▶ _RECORD EXCERPTS_
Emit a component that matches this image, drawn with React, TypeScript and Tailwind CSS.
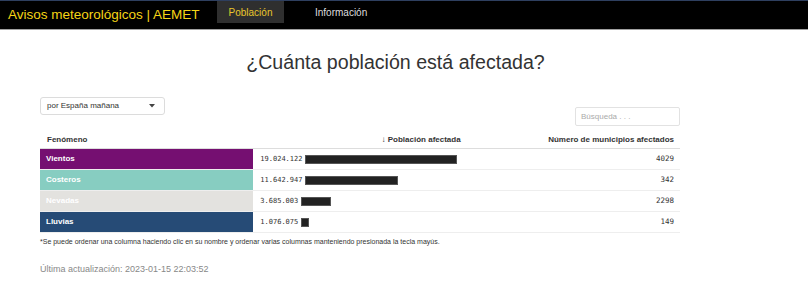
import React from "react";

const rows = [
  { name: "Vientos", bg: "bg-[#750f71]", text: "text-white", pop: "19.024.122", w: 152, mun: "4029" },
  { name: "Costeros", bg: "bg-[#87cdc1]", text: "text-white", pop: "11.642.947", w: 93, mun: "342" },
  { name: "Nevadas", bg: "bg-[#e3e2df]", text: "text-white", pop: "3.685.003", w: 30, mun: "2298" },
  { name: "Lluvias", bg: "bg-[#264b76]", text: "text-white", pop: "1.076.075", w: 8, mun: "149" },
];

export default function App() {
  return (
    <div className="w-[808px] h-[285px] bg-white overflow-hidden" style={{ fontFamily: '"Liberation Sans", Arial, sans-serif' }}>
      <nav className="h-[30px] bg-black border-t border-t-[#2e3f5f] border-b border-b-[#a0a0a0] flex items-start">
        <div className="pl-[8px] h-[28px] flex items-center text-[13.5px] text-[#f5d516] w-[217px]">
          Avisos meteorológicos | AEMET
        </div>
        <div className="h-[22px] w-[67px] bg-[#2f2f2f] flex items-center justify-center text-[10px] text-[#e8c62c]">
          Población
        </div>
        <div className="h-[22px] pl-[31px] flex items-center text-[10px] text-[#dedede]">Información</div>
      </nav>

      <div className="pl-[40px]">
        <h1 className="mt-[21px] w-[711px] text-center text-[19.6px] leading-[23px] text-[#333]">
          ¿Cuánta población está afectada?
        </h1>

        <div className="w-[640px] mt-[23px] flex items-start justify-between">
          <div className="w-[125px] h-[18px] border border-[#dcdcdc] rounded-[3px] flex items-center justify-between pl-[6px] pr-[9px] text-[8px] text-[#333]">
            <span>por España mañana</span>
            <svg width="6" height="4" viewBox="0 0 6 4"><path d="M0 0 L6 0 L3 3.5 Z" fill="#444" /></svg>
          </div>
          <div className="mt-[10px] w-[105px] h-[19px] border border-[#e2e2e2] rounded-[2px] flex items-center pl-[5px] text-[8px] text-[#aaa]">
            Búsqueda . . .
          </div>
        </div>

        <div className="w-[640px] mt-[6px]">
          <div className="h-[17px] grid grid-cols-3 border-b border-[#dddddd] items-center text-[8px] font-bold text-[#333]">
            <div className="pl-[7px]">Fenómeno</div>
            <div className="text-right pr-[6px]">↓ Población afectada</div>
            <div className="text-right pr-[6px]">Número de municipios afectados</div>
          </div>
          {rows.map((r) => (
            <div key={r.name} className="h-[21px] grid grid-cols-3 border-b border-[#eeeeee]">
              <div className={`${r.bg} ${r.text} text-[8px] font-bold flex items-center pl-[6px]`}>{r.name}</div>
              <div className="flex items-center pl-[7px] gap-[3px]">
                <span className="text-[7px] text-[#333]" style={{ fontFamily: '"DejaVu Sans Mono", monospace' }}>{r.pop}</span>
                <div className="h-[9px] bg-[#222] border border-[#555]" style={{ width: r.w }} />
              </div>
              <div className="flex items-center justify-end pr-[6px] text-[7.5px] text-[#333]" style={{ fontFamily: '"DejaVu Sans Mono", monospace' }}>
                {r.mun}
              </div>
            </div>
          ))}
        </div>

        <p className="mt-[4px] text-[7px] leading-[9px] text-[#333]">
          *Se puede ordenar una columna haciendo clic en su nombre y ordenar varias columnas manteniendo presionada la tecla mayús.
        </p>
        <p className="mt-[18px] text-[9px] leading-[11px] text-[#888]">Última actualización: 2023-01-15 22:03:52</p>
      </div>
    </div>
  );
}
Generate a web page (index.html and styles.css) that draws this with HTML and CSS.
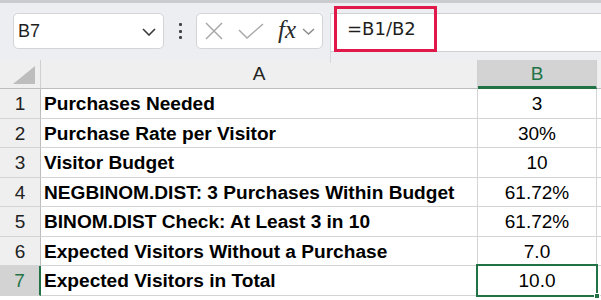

▶ _INSTRUCTIONS FOR THE TASK_
Each entry above is to be written out again unchanged, apart from the pictures, which are left out.

▶ _OUTPUT_
Emit a component that matches this image, drawn with React, TypeScript and Tailwind CSS.
import React from "react";

const rows = [
  { name: "Vientos", bg: "bg-[#750f71]", text: "text-white", pop: "19.024.122", w: 152, mun: "4029" },
  { name: "Costeros", bg: "bg-[#87cdc1]", text: "text-white", pop: "11.642.947", w: 93, mun: "342" },
  { name: "Nevadas", bg: "bg-[#e3e2df]", text: "text-white", pop: "3.685.003", w: 30, mun: "2298" },
  { name: "Lluvias", bg: "bg-[#264b76]", text: "text-white", pop: "1.076.075", w: 8, mun: "149" },
];

export default function App() {
  return (
    <div className="w-[808px] h-[285px] bg-white overflow-hidden" style={{ fontFamily: '"Liberation Sans", Arial, sans-serif' }}>
      <nav className="h-[30px] bg-black border-t border-t-[#2e3f5f] border-b border-b-[#a0a0a0] flex items-start">
        <div className="pl-[8px] h-[28px] flex items-center text-[13.5px] text-[#f5d516] w-[217px]">
          Avisos meteorológicos | AEMET
        </div>
        <div className="h-[22px] w-[67px] bg-[#2f2f2f] flex items-center justify-center text-[10px] text-[#e8c62c]">
          Población
        </div>
        <div className="h-[22px] pl-[31px] flex items-center text-[10px] text-[#dedede]">Información</div>
      </nav>

      <div className="pl-[40px]">
        <h1 className="mt-[21px] w-[711px] text-center text-[19.6px] leading-[23px] text-[#333]">
          ¿Cuánta población está afectada?
        </h1>

        <div className="w-[640px] mt-[23px] flex items-start justify-between">
          <div className="w-[125px] h-[18px] border border-[#dcdcdc] rounded-[3px] flex items-center justify-between pl-[6px] pr-[9px] text-[8px] text-[#333]">
            <span>por España mañana</span>
            <svg width="6" height="4" viewBox="0 0 6 4"><path d="M0 0 L6 0 L3 3.5 Z" fill="#444" /></svg>
          </div>
          <div className="mt-[10px] w-[105px] h-[19px] border border-[#e2e2e2] rounded-[2px] flex items-center pl-[5px] text-[8px] text-[#aaa]">
            Búsqueda . . .
          </div>
        </div>

        <div className="w-[640px] mt-[6px]">
          <div className="h-[17px] grid grid-cols-3 border-b border-[#dddddd] items-center text-[8px] font-bold text-[#333]">
            <div className="pl-[7px]">Fenómeno</div>
            <div className="text-right pr-[6px]">↓ Población afectada</div>
            <div className="text-right pr-[6px]">Número de municipios afectados</div>
          </div>
          {rows.map((r) => (
            <div key={r.name} className="h-[21px] grid grid-cols-3 border-b border-[#eeeeee]">
              <div className={`${r.bg} ${r.text} text-[8px] font-bold flex items-center pl-[6px]`}>{r.name}</div>
              <div className="flex items-center pl-[7px] gap-[3px]">
                <span className="text-[7px] text-[#333]" style={{ fontFamily: '"DejaVu Sans Mono", monospace' }}>{r.pop}</span>
                <div className="h-[9px] bg-[#222] border border-[#555]" style={{ width: r.w }} />
              </div>
              <div className="flex items-center justify-end pr-[6px] text-[7.5px] text-[#333]" style={{ fontFamily: '"DejaVu Sans Mono", monospace' }}>
                {r.mun}
              </div>
            </div>
          ))}
        </div>

        <p className="mt-[4px] text-[7px] leading-[9px] text-[#333]">
          *Se puede ordenar una columna haciendo clic en su nombre y ordenar varias columnas manteniendo presionada la tecla mayús.
        </p>
        <p className="mt-[18px] text-[9px] leading-[11px] text-[#888]">Última actualización: 2023-01-15 22:03:52</p>
      </div>
    </div>
  );
}
Generate a web page (index.html and styles.css) that draws this with HTML and CSS.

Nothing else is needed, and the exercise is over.